*Challenge:*
Filter the records for lines holding the string "TypeScript".

*Provided records:*
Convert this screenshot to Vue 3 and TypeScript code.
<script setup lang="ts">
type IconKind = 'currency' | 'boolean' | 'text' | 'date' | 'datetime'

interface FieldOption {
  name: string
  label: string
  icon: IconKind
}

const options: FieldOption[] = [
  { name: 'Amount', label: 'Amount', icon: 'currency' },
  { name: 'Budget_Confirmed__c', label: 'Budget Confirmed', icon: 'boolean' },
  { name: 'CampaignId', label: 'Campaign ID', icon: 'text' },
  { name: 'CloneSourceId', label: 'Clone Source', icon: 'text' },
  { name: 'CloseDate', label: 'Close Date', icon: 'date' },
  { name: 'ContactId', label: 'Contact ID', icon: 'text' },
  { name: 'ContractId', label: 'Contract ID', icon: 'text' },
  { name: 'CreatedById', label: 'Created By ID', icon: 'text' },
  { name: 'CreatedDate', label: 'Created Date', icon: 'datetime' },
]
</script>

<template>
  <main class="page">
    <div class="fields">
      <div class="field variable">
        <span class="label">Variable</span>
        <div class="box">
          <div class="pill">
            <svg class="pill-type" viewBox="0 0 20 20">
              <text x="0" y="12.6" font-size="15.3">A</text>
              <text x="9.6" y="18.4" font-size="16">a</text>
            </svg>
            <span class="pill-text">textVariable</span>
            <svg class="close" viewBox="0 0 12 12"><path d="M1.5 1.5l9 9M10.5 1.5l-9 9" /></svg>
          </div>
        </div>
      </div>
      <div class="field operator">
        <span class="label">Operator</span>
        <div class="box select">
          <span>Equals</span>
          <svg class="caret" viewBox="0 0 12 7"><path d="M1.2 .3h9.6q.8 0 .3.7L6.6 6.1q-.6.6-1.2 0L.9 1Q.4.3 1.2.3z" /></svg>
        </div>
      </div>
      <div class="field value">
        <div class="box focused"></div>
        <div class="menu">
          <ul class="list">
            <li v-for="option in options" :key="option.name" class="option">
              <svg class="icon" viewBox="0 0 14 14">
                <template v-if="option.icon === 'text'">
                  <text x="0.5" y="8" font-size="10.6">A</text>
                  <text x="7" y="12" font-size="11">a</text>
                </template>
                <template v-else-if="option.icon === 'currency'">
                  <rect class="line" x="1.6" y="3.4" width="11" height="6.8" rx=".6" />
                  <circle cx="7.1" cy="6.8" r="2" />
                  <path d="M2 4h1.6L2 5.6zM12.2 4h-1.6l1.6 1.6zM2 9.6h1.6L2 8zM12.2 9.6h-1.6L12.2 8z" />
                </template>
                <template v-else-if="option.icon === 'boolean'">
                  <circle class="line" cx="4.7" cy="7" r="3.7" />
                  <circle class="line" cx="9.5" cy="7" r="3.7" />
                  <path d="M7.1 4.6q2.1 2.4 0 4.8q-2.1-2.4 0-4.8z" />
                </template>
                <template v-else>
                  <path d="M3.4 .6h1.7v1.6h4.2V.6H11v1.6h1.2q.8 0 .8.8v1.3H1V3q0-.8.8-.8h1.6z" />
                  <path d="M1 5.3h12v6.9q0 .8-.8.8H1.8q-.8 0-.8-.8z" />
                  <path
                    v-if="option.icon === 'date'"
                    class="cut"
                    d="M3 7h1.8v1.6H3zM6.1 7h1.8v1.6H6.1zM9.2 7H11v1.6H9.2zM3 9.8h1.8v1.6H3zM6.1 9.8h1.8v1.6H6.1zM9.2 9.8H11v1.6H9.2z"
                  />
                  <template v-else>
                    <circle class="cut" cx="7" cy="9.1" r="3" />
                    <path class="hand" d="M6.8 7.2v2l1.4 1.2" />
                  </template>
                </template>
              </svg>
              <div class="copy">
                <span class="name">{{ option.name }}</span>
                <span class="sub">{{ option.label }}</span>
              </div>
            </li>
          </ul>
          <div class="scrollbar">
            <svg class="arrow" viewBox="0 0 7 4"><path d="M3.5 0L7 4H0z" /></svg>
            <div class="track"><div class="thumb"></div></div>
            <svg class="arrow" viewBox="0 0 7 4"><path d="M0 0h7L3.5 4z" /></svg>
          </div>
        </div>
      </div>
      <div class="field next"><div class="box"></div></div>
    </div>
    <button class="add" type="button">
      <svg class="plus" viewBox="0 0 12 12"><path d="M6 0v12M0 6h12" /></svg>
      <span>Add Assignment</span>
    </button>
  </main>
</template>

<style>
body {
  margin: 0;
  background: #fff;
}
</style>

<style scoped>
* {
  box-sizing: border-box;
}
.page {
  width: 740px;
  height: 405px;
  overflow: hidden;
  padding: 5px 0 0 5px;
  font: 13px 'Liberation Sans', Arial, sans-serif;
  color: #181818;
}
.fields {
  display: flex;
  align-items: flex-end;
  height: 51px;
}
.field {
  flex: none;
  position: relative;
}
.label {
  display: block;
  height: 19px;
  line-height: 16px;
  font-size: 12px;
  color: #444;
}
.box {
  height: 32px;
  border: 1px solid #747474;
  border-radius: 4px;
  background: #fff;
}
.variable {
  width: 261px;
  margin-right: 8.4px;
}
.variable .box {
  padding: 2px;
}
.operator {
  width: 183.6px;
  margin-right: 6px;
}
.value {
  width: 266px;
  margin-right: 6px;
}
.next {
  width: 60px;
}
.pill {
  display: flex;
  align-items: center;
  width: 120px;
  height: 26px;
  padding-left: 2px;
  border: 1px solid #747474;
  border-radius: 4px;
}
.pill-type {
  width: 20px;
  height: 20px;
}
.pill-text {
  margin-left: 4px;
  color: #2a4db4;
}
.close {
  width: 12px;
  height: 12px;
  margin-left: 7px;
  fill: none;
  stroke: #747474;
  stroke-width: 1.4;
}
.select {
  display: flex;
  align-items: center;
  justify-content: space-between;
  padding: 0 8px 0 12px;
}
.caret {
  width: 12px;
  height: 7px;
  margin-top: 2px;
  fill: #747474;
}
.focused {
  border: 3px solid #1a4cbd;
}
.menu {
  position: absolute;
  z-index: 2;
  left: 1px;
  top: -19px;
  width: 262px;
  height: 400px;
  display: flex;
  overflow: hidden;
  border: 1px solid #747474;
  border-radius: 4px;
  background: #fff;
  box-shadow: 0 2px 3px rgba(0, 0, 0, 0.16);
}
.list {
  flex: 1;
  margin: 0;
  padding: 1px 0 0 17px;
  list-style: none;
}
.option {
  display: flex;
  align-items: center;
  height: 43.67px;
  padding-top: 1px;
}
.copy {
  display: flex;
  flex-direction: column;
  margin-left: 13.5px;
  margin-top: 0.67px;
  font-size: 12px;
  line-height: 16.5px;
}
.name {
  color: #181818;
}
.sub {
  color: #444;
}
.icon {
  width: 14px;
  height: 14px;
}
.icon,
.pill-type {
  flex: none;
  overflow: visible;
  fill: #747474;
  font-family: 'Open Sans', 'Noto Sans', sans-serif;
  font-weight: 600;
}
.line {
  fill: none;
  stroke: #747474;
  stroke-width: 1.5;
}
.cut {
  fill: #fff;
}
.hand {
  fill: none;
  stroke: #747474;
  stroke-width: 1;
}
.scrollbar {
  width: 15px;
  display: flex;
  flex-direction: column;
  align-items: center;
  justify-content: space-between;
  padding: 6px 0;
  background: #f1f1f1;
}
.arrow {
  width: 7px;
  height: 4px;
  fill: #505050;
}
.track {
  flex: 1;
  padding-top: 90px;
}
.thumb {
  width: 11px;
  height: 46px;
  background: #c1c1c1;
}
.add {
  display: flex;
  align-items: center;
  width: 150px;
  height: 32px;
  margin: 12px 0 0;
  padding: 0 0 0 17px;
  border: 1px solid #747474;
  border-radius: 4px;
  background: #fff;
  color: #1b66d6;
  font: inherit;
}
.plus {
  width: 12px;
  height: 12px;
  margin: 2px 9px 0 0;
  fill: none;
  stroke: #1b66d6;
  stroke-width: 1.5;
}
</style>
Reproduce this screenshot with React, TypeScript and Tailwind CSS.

*Result of this task:*
Convert this screenshot to Vue 3 and TypeScript code.
Reproduce this screenshot with React, TypeScript and Tailwind CSS.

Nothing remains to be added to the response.